IRWF also identifies and commemorates safe houses.

It recently has pushed for researching more women saviors, dedicating a special section on their English language website for them. IRWF aims for its research subjects and honorees to gain official recognition by their local governments and organizations.

In addition to Wallenberg, the IRWF has researched and honored numerous Rescuers of the Holocaust, such as:

- Carlo Angela
- Per Anger
- Princess Alice of Battenberg
- Gitta Bauer
- Père Marie-Benoît
- Andris Bērziņš
- Friedrich Born
- Gilberto Bosques Saldívar
- Aracy de Carvalho Guimarães Rosa
- Irene Gut Opdyke
- Jan Karski
- Maria Kotarba
- Carl Lutz
- Necdet Kent
- George Mantello
- Dorothea Neff
- Giovanni Palatucci
- Giorgio Perlasca
- Dimitar Peshev
- Eduardo Propper de Callejón
- Manuel Quezon
- Angelo Roncalli
- Irena Sendler
- Ho Feng-Shan
- Aristides de Sousa Mendes
- Luis Martins de Souza Dantas
- Suzanne Spaak
- Chiune Sugihara
- Otto Weidt
- Nicholas Winton

==Campaigns==
The organization has many humanitarian campaigns. Aimed to put pressure on the Russian government to release an official statement of what happened to Wallenberg, IRWF created two campaigns. The 'Bring Raoul Home' campaign asks dignitaries to address Wallenberg’s case in the correspondence and official meetings with the Russian Government; and the '100,000 Names for 100,000 Lives' campaign, which aims to get 100,000 people to sign the petition who then will be conveyed to the Russian President. As of August 12, 2010, IRWF has gotten 27,204 signatures for its '100,000 Names for 100,000 Lives' campaign.

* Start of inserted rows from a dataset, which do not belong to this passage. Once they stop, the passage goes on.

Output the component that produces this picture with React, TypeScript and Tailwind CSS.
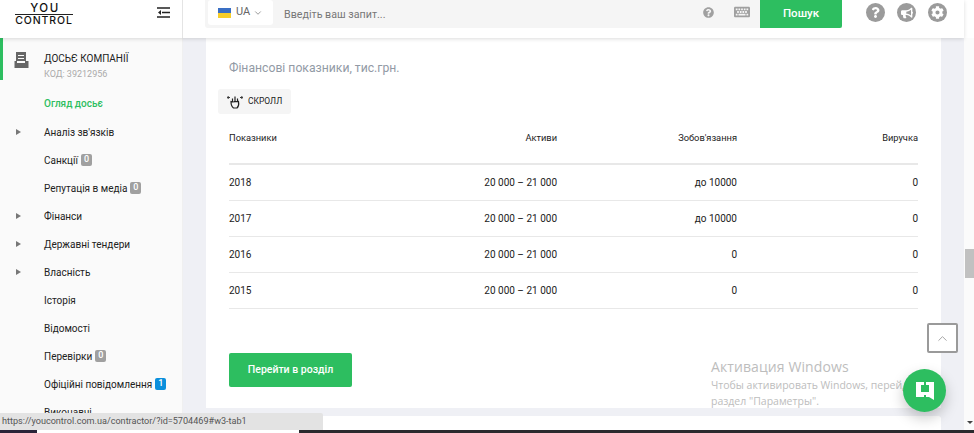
import React from 'react'
import { FaQuestionCircle, FaKeyboard, FaBullhorn, FaCog, FaQuestion } from 'react-icons/fa'
import { LuChevronDown, LuChevronUp } from 'react-icons/lu'

const rows = [
  { year: '2018', assets: '20 000 – 21 000', debts: 'до 10000', income: '0' },
  { year: '2017', assets: '20 000 – 21 000', debts: 'до 10000', income: '0' },
  { year: '2016', assets: '20 000 – 21 000', debts: '0', income: '0' },
  { year: '2015', assets: '20 000 – 21 000', debts: '0', income: '0' },
]

const menu = [
  { label: 'Аналіз зв\'язків', arrow: true },
  { label: 'Санкції', badge: '0' },
  { label: 'Репутація в медіа', badge: '0' },
  { label: 'Фінанси', arrow: true },
  { label: 'Державні тендери', arrow: true },
  { label: 'Власність', arrow: true },
  { label: 'Історія' },
  { label: 'Відомості' },
  { label: 'Перевірки', badge: '0' },
  { label: 'Офіційні повідомлення', badge: '1', blue: true },
  { label: 'Виконавчі' },
]

function Logo() {
  return (
    <div className="flex w-[58px] flex-col items-center font-['Inter',sans-serif] font-medium leading-none text-[#111]">
      <div className="h-[12px] pl-[2px] text-[11.5px] leading-[13px] tracking-[1.6px]">YOU</div>
      <div className="h-px w-full bg-[#222]" />
      <div className="mt-[1px] whitespace-nowrap text-[10.5px] leading-[10px] tracking-[0.9px]">CONTROL</div>
    </div>
  )
}

function Header() {
  return (
    <div className="relative z-10 flex h-[38px] w-[964px] shrink-0 bg-white shadow-[0_1px_4px_rgba(0,0,0,0.14)]">
      <div className="flex h-full w-[183px] shrink-0 items-start justify-between border-r border-[#e4e4e4] pl-[15px] pr-[12px]">
        <div className="mt-[2px]"><Logo /></div>
        <svg width="13" height="11" viewBox="0 0 13 11" className="mt-[7px]">
          <path d="M0 1h13M5 5.500h8M0 10h13" stroke="#222" strokeWidth="1.6" />
          <path d="M4 3 1 5.500 4 8z" fill="#222" />
        </svg>
      </div>
      <div className="ml-[22px] flex h-[28px] w-[637px] items-start rounded-bl-[3px] bg-[#f5f5f5]">
        <div className="ml-[3px] flex h-[25px] w-[65px] shrink-0 items-center rounded-[3px] bg-white pl-[10px]">
          <div className="h-[10px] w-[13px] bg-[linear-gradient(#3a6fc4_50%,#f7ce2a_50%)]" />
          <span className="ml-[5px] text-[11px] text-[#666]">UA</span>
          <LuChevronDown className="ml-[3px] text-[#888]" size={10} />
        </div>
        <div className="ml-[11px] mt-[7px] w-[419px] shrink-0 text-[10.7px] text-[#777]">Введіть ваш запит...</div>
        <div className="mt-[7px] shrink-0 text-[#a0a0a0]"><FaQuestionCircle size={11} /></div>
        <div className="ml-[20px] mt-[4px] shrink-0 text-[#a0a0a0]"><FaKeyboard size={16} /></div>
        <div className="ml-[10px] flex h-[28px] w-[82px] shrink-0 items-center justify-center rounded-br-[2px] bg-[#2dbe60] text-[11.5px] font-medium text-white">Пошук</div>
      </div>
      <div className="ml-[24px] mt-[3px] flex h-[19px] items-center gap-[12px]">
        <div className="flex h-[19px] w-[19px] items-center justify-center rounded-full bg-[#9b9b9b] text-white"><FaQuestion size={11} /></div>
        <div className="flex h-[19px] w-[19px] items-center justify-center rounded-full bg-[#9b9b9b] text-white"><FaBullhorn size={12} /></div>
        <div className="flex h-[19px] w-[19px] items-center justify-center rounded-full bg-[#9b9b9b] text-white"><FaCog size={13} /></div>
      </div>
    </div>
  )
}

function Sidebar() {
  return (
    <div className="h-full w-[183px] shrink-0 overflow-hidden border-r border-[#f0f0f0] bg-[#fafafa]">
      <div className="flex h-[42px] border-l-[3px] border-[#2dbe60]">
        <svg width="15" height="16" viewBox="0 0 15 16" className="ml-[11px] mt-[14px] shrink-0">
          <path d="M2 0h10v9h2.500v7H.5V9H2z" fill="#666" />
          <path d="M4 3h6v1H4zM4 6h6v1H4zM3 9h8v2H3z" fill="#fafafa" />
        </svg>
        <div className="ml-[15px] mt-[14px]">
          <div className="whitespace-nowrap text-[10px] leading-[14px] text-[#222]">ДОСЬЄ КОМПАНІЇ</div>
          <div className="mt-[2px] text-[9px] leading-[12px] text-[#aaa]">КОД: 39212956</div>
        </div>
      </div>
      <div className="mt-[10px] h-[28px] pl-[44px] text-[10px] font-medium leading-[28px] text-[#2dbe60]">Огляд досьє</div>
      {menu.map((item) => (
        <div key={item.label} className="flex h-[28px] items-center pl-[16px] text-[10px] text-[#222]">
          <div className="w-[28px] shrink-0">
            {item.arrow && <div className="h-0 w-0 border-y-[3.5px] border-l-[5px] border-y-transparent border-l-[#777]" />}
          </div>
          <span className="whitespace-nowrap">{item.label}</span>
          {item.badge && (
            <span className={`ml-[3px] flex h-[12px] w-[11px] items-center justify-center rounded-[2px] text-[9px] font-medium text-white ${item.blue ? 'bg-[#0a8fdc]' : 'bg-[#a0a0a0]'}`}>{item.badge}</span>
          )}
        </div>
      ))}
    </div>
  )
}

function ScrollHint() {
  return (
    <div className="ml-[-11px] mt-[13px] flex h-[25px] w-[73px] items-center rounded-[3px] bg-[#f5f5f5] pl-[9px]">
      <svg width="16" height="14" viewBox="0 0 16 14" fill="none" stroke="#222" strokeWidth="1.2">
        <path d="M5.500 7V3.500M8 6.500V1.500M10.500 7V3.500M5.500 7 4 6.500C4 9.500 5 12 6.500 13h3.500c1.500-1.500 2-4 1.500-6.500z" />
        <path d="M.5 2.500h2.500M1.500 1 .5 2.500 1.500 4M13 2.500h2.500M14.500 1l1 1.500-1 1.500" strokeWidth="0.9" />
      </svg>
      <span className="ml-[5px] text-[8.5px] text-[#222]">СКРОЛЛ</span>
    </div>
  )
}

function FinanceTable() {
  return (
    <div className="mt-[9px] w-[689px] text-[10px] text-[#222]">
      <div className="grid h-[42px] grid-cols-[148px_180px_180px_181px] items-start border-b-2 border-[#e8e8e8] pt-[8px] text-[9.3px]">
        <div>Показники</div>
        <div className="text-right">Активи</div>
        <div className="text-right">Зобов'язання</div>
        <div className="text-right">Виручка</div>
      </div>
      {rows.map((row) => (
        <div key={row.year} className="grid h-[36px] grid-cols-[148px_180px_180px_181px] items-center border-b border-[#e8e8e8]">
          <div>{row.year}</div>
          <div className="text-right">{row.assets}</div>
          <div className="text-right">{row.debts}</div>
          <div className="text-right">{row.income}</div>
        </div>
      ))}
    </div>
  )
}

export default function App() {
  return (
    <div className="relative flex h-[433px] w-[974px] flex-col overflow-hidden bg-white font-['Roboto',sans-serif]">
      <Header />
      <div className="flex h-[392px] w-[964px] bg-[#eff0f5]">
        <Sidebar />
        <div className="ml-[23px] w-[735px] shrink-0">
          <div className="h-[370px] bg-white pl-[23px] pt-[23px]">
            <div className="text-[12.2px] leading-[15px] text-[#929aa5]">Фінансові показники, тис.грн.</div>
            <ScrollHint />
            <FinanceTable />
            <div className="mt-[44px] flex h-[34px] w-[123px] items-center justify-center rounded-[2px] bg-[#2dbe60] text-[10.5px] font-medium text-white">Перейти в розділ</div>
          </div>
          <div className="mt-[8px] h-[14px] rounded-t-[3px] bg-white" />
        </div>
      </div>
      <div className="flex h-[3px] w-full">
        <div className="w-[37px] bg-[#2a2338]" />
        <div className="w-[262px] bg-white" />
        <div className="flex-1 bg-[#2a2a2e]" />
      </div>

      {/* page scrollbar */}
      <div className="absolute right-0 top-[38px] h-[392px] w-[10px] bg-[#fbfbfb]">
        <div className="absolute left-[1px] top-[211px] h-[29px] w-[9px] bg-[#c1c1c1]" />
        <div className="absolute bottom-[6px] left-[3px] h-0 w-0 border-x-[3px] border-t-[3px] border-x-transparent border-t-[#444]" />
      </div>

      {/* scroll to top */}
      <div className="absolute left-[927px] top-[323px] flex h-[30px] w-[31px] items-center justify-center rounded-[2px] border-2 border-[#9a9a9a] bg-white text-[#999]">
        <LuChevronUp size={15} strokeWidth={1.4} />
      </div>

      {/* windows watermark */}
      <div className="absolute left-[711px] top-[357px] font-['Open_Sans',sans-serif] text-[#bdbdbd]">
        <div className="text-[14px] leading-[19px] tracking-[0.1px]">Активация Windows</div>
        <div className="mt-[1px] w-[240px] text-[10.5px] leading-[16px]">Чтобы активировать Windows, перейдите в<br />раздел "Параметры".</div>
      </div>

      {/* chat button */}
      <div className="absolute left-[903px] top-[369px] flex h-[43px] w-[43px] items-center justify-center rounded-full bg-[#2dbe60] shadow-[0_6px_14px_rgba(0,0,0,0.22)]">
        <svg width="18" height="18" viewBox="0 0 18 18">
          <path fillRule="evenodd" d="M0 0h8v3h2V0h8v18l-5-3h-3v-2H8v2H0zM5 3v7h8V3z" fill="#fff" />
        </svg>
      </div>

      {/* browser status bar */}
      <div className="absolute bottom-[3px] left-0 h-[17px] w-[323px] rounded-tr-[2px] bg-[#e3e3e3] pl-[2px] text-[9.1px] leading-[17px] text-[#555]">https://youcontrol.com.ua/contractor/?id=5704469#w3-tab1</div>
    </div>
  )
}
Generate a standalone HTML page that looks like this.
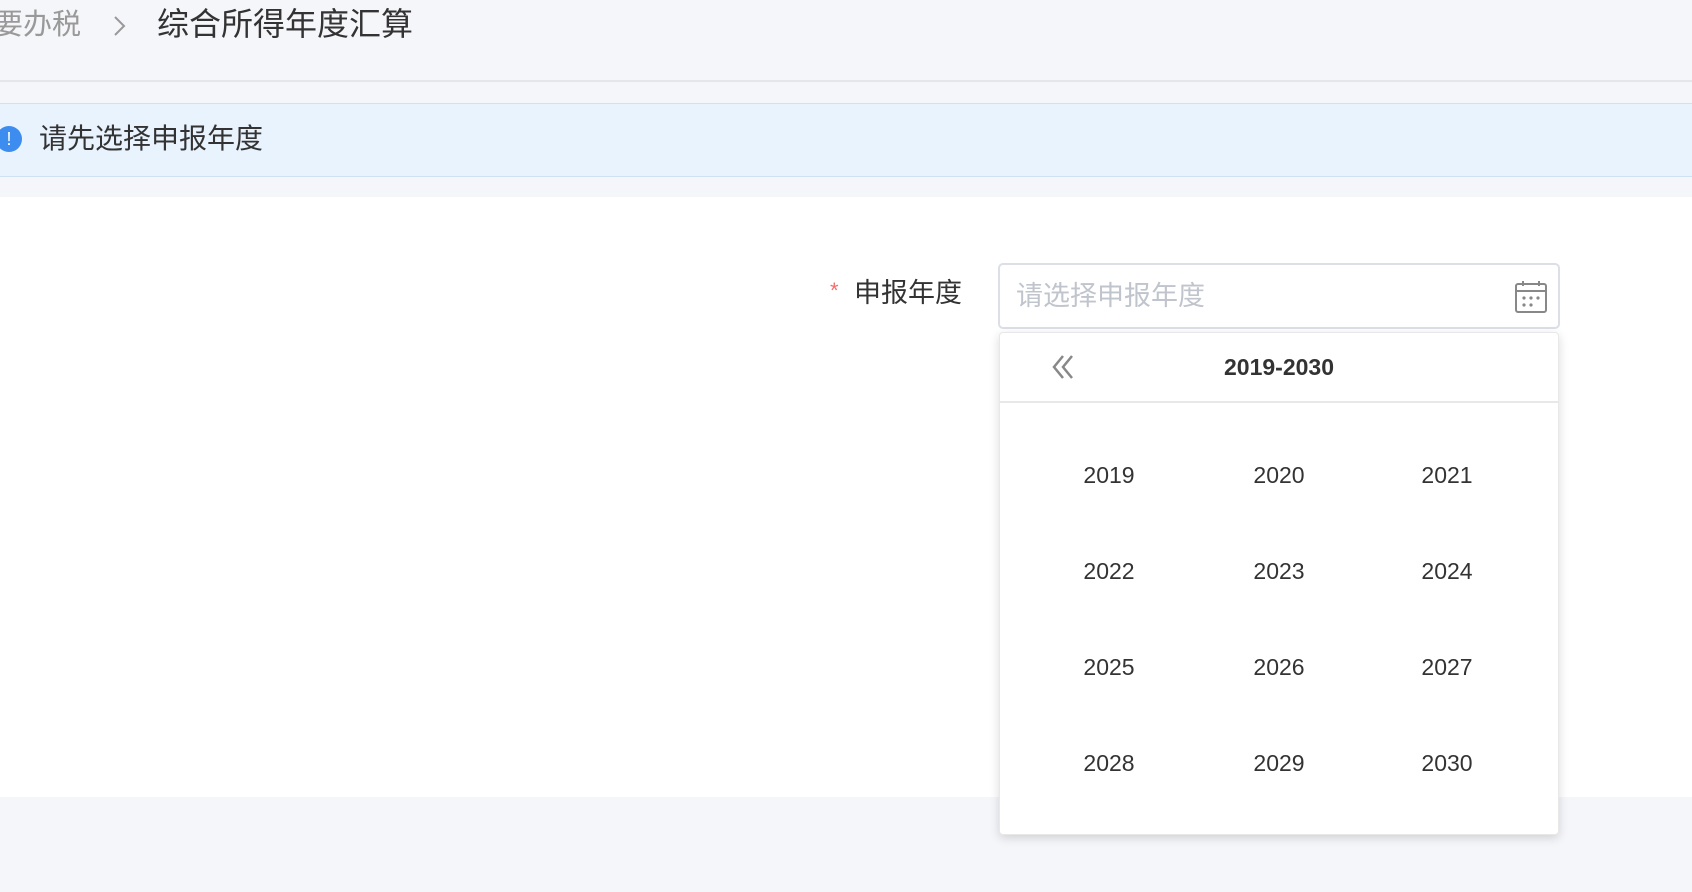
<!DOCTYPE html>
<html><head><meta charset="utf-8"><style>
*{margin:0;padding:0;box-sizing:border-box}
body{width:1692px;height:892px;background:#f5f6fa;position:relative;overflow:hidden;font-family:"Liberation Sans","Noto Sans CJK SC",sans-serif;color:#333}
.a{position:absolute;white-space:nowrap}
.yr{position:absolute;font-size:23px;color:#333;transform:translateX(-50%);line-height:26px}
</style></head><body>
<div class="a" style="left:-6px;top:6px;font-size:29px;color:#999;line-height:38px">要办税</div>
<svg class="a" style="left:112px;top:14px" width="16" height="24"><path d="M3 3 L12 12 L3 21" fill="none" stroke="#999" stroke-width="2"/></svg>
<div class="a" style="left:157px;top:5px;font-size:32px;color:#333;line-height:38px">综合所得年度汇算</div>
<div class="a" style="left:0;top:80px;width:1692px;height:2px;background:#e4e6ea"></div>
<div class="a" style="left:0;top:103px;width:1692px;height:74px;background:#e8f3fe;border-top:1px solid #cfe2f4;border-bottom:1px solid #cfe2f4"></div>
<div class="a" style="left:-4px;top:126px;width:26px;height:26px;border-radius:50%;background:#3d8cf0;color:#fff;font-size:18px;line-height:26px;text-align:center">!</div>
<div class="a" style="left:39px;top:122px;font-size:28px;line-height:34px;color:#333">请先选择申报年度</div>
<div class="a" style="left:0;top:197px;width:1692px;height:600px;background:#fff"></div>
<div class="a" style="left:830px;top:278px;font-size:22px;color:#f56c6c">*</div>
<div class="a" style="left:854px;top:276px;font-size:27px;line-height:34px;color:#333">申报年度</div>
<div class="a" style="left:998px;top:263px;width:562px;height:66px;border:2px solid #dcdfe6;border-radius:5px;background:#fff"></div>
<div class="a" style="left:1016px;top:279px;font-size:27px;line-height:34px;color:#c0c4cc">请选择申报年度</div>
<svg class="a" style="left:1514px;top:279px" width="34" height="35" viewBox="0 0 34 35"><rect x="2" y="5" width="30" height="28" rx="2" fill="none" stroke="#888" stroke-width="2"/><line x1="2" y1="12" x2="32" y2="12" stroke="#888" stroke-width="2"/><line x1="9" y1="2" x2="9" y2="7" stroke="#888" stroke-width="2"/><line x1="25" y1="2" x2="25" y2="7" stroke="#888" stroke-width="2"/><g fill="#888"><circle cx="10" cy="19" r="1.6"/><circle cx="17" cy="19" r="1.6"/><circle cx="24" cy="19" r="1.6"/><circle cx="10" cy="26" r="1.6"/><circle cx="17" cy="26" r="1.6"/></g></svg>
<div class="a" style="left:999px;top:332px;width:560px;height:503px;background:#fff;border-radius:4px;box-shadow:0 3px 10px rgba(0,0,0,.15);border:1px solid #e8e8e8"></div>
<div class="a" style="left:999px;top:401px;width:560px;height:2px;background:#e8e8e8"></div>
<svg class="a" style="left:1050px;top:353px" width="28" height="28"><path d="M13 3 L4 14 L13 25 M22 3 L13 14 L22 25" fill="none" stroke="#888" stroke-width="2.5"/></svg>
<div class="a" style="left:1279px;top:354px;transform:translateX(-50%);font-size:23px;font-weight:bold;color:#333;line-height:26px">2019-2030</div>
<div class="yr" style="left:1109px;top:462px">2019</div><div class="yr" style="left:1279px;top:462px">2020</div><div class="yr" style="left:1447px;top:462px">2021</div>
<div class="yr" style="left:1109px;top:558px">2022</div><div class="yr" style="left:1279px;top:558px">2023</div><div class="yr" style="left:1447px;top:558px">2024</div>
<div class="yr" style="left:1109px;top:654px">2025</div><div class="yr" style="left:1279px;top:654px">2026</div><div class="yr" style="left:1447px;top:654px">2027</div>
<div class="yr" style="left:1109px;top:750px">2028</div><div class="yr" style="left:1279px;top:750px">2029</div><div class="yr" style="left:1447px;top:750px">2030</div>
</body></html>
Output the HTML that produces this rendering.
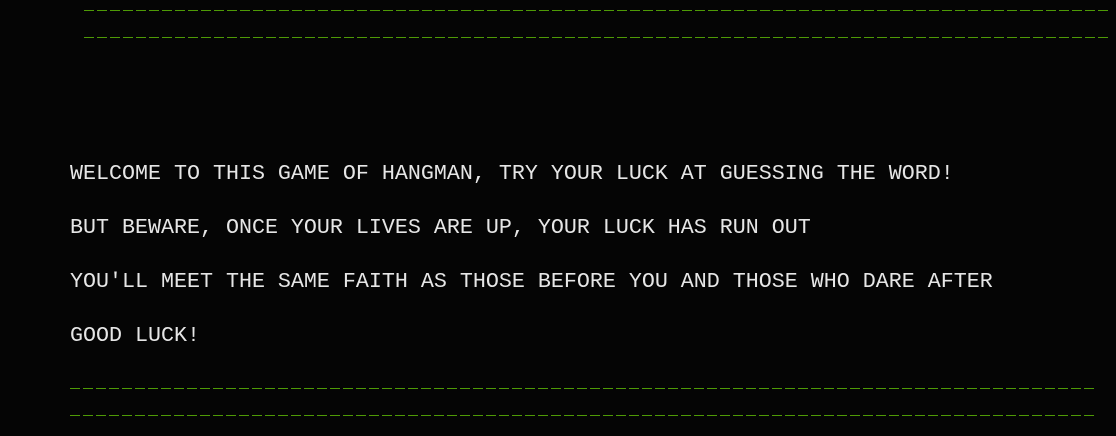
<!DOCTYPE html>
<html><head><style>
html,body{margin:0;padding:0;background:#050505;width:1116px;height:436px;overflow:hidden;position:relative}
.d{position:absolute;height:1px;background:repeating-linear-gradient(90deg,#4e9a06 0 10px,transparent 10px 13px)}
.t{position:absolute;left:70px;font-family:"Courier New","Liberation Mono",monospace;font-size:21.67px;color:#e6e6e6;white-space:pre;line-height:24px}
</style></head><body>
<div class="d" style="left:84px;top:10px;width:1027px"></div>
<div class="d" style="left:84px;top:37px;width:1027px"></div>
<div class="t" style="top:162px">WELCOME TO THIS GAME OF HANGMAN, TRY YOUR LUCK AT GUESSING THE WORD!</div>
<div class="t" style="top:216px">BUT BEWARE, ONCE YOUR LIVES ARE UP, YOUR LUCK HAS RUN OUT</div>
<div class="t" style="top:270px">YOU'LL MEET THE SAME FAITH AS THOSE BEFORE YOU AND THOSE WHO DARE AFTER</div>
<div class="t" style="top:324px">GOOD LUCK!</div>
<div class="d" style="left:70px;top:388px;width:1024px"></div>
<div class="d" style="left:70px;top:415px;width:1024px"></div>
</body></html>
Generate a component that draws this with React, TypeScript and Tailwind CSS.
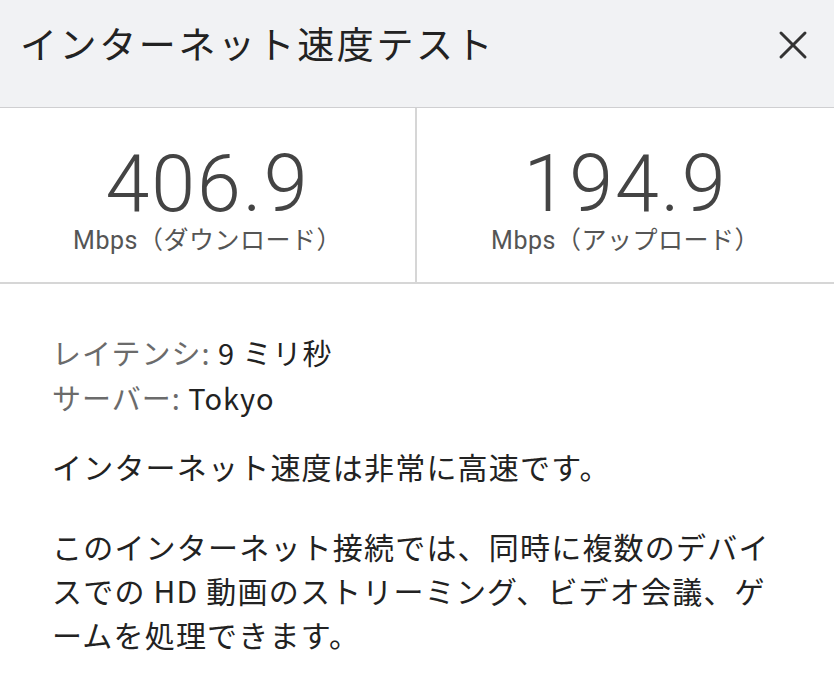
export default function App() {
  const jp = { fontFamily: '"Noto Sans CJK JP", sans-serif' }
  const num = { fontFamily: 'Roboto, sans-serif' }
  return (
    <div className="w-[834px] h-[695px] bg-white overflow-hidden text-[#222]" style={jp}>
      {/* header */}
      <header className="h-[108px] bg-[#f1f2f4] border-b border-[#cfcfd1] flex items-start justify-between pl-[20px] pr-[26px] pt-[18px]">
        <h1 className="text-[37px] leading-[50px] font-normal tracking-[2.6px] text-[#222]">インターネット速度テスト</h1>
        <button className="mt-[12px] w-[30px] h-[30px] flex items-center justify-center">
          <svg width="30" height="30" viewBox="0 0 30 30" fill="none" stroke="#333" strokeWidth="3" strokeLinecap="round">
            <line x1="3" y1="3" x2="27" y2="27" />
            <line x1="27" y1="3" x2="3" y2="27" />
          </svg>
        </button>
      </header>

      {/* speeds */}
      <div className="grid grid-cols-[417px_1fr] h-[176px] border-b-2 border-[#d6d6d6]">
        <div className="border-r-2 border-[#d6d6d6] flex flex-col items-center pt-[36px]">
          <div className="text-[79px] leading-[80px] font-light tracking-[2px] text-[#444]" style={num}>406.9</div>
          <div className="text-[25px] leading-[28px] tracking-[0.5px] text-[#555]">
            <span style={num}>Mbps</span>（ダウンロード）
          </div>
        </div>
        <div className="flex flex-col items-center pt-[36px]">
          <div className="text-[79px] leading-[80px] font-light tracking-[2px] text-[#444]" style={num}>194.9</div>
          <div className="text-[25px] leading-[28px] tracking-[0.5px] text-[#555]">
            <span style={num}>Mbps</span>（アップロード）
          </div>
        </div>
      </div>

      {/* details */}
      <div className="pl-[52px] pr-[48px] pt-[46px]">
        <div className="text-[29px] leading-[45px] tracking-[1px]">
          <p><span className="text-[#6b6b6b]">レイテンシ:</span> 9 ミリ秒</p>
          <p><span className="text-[#6b6b6b]">サーバー:</span> Tokyo</p>
        </div>
        <p className="text-[30px] leading-[44px] tracking-[1.2px] mt-[24px]">インターネット速度は非常に高速です。</p>
        <p className="text-[30px] leading-[44px] tracking-[1.2px] mt-[36px]">
          このインターネット接続では、同時に複数のデバイスでの HD 動画のストリーミング、ビデオ会議、ゲームを処理できます。
        </p>
      </div>
    </div>
  )
}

Dignitaries that have written letters on Wallenberg's behalf include Argentine Congressman Federico Pinedo, American Researcher on the German resistance to the Third Reich Greg McClelland, the Nobel Prize Winners in Chemistry Paul J. Crutzen, Yuan T. Lee and Herbert A. Hauptman, President of the Republic of Croatia Stjepan Mesic, and Mayor of Or Yehuda (Israel) Itzhak Buchovza.

IRWF also campaigns for public sites to be named after Wallenberg. Parks, streets and schools across the globe bear his name in the United States, Brazil, Argentina, Spain, Ecuador, Uruguay and others.

==The arts==
IRWF has an art gallery in its New York City Headquarters, where it exhibits work done by Holocaust survivors or those who have been inspired by Rescuers of the Holocaust. The Foundation will often co-organize film screenings and theatre productions based on Wallenberg and other rescuers.

In April, 2010, the IRWF commissioned an exhibit by painter Peter Bulow. The exhibit "Blessings May Break from Stone" featured statues of Raoul Wallenberg and Luiz Martins de Souza Dantas. Bulow's mother is a Holocaust survivor from Budapest, Hungary.

==Education==
IRWF has created many different educational programs for different student levels. For middle school to higher education, there are resources for both students and teachers that are free for public use and easily accessible online. The program emphasizes the values of courage and integrity.

==Wallenberg Day==
The organization has advocated for having October 5, the date in which Wallenberg became an Honorary American citizen, proclaimed as Raoul Wallenberg Day across the U.S. The purpose of the commemorative day is to promote peace and the values that come with humanitarianism, while remembering Wallenberg and his deeds. The day is recognized annually in the State of New York and the IRWF campaigns had led to Wallenberg Days proclamations in Colorado, Connecticut, Illinois, Iowa, Maine, Maryland, Michigan, Minnesota, Missouri, Nebraska, Nevada, New Jersey, New Mexico, Pennsylvania, West Virginia, and Wyoming.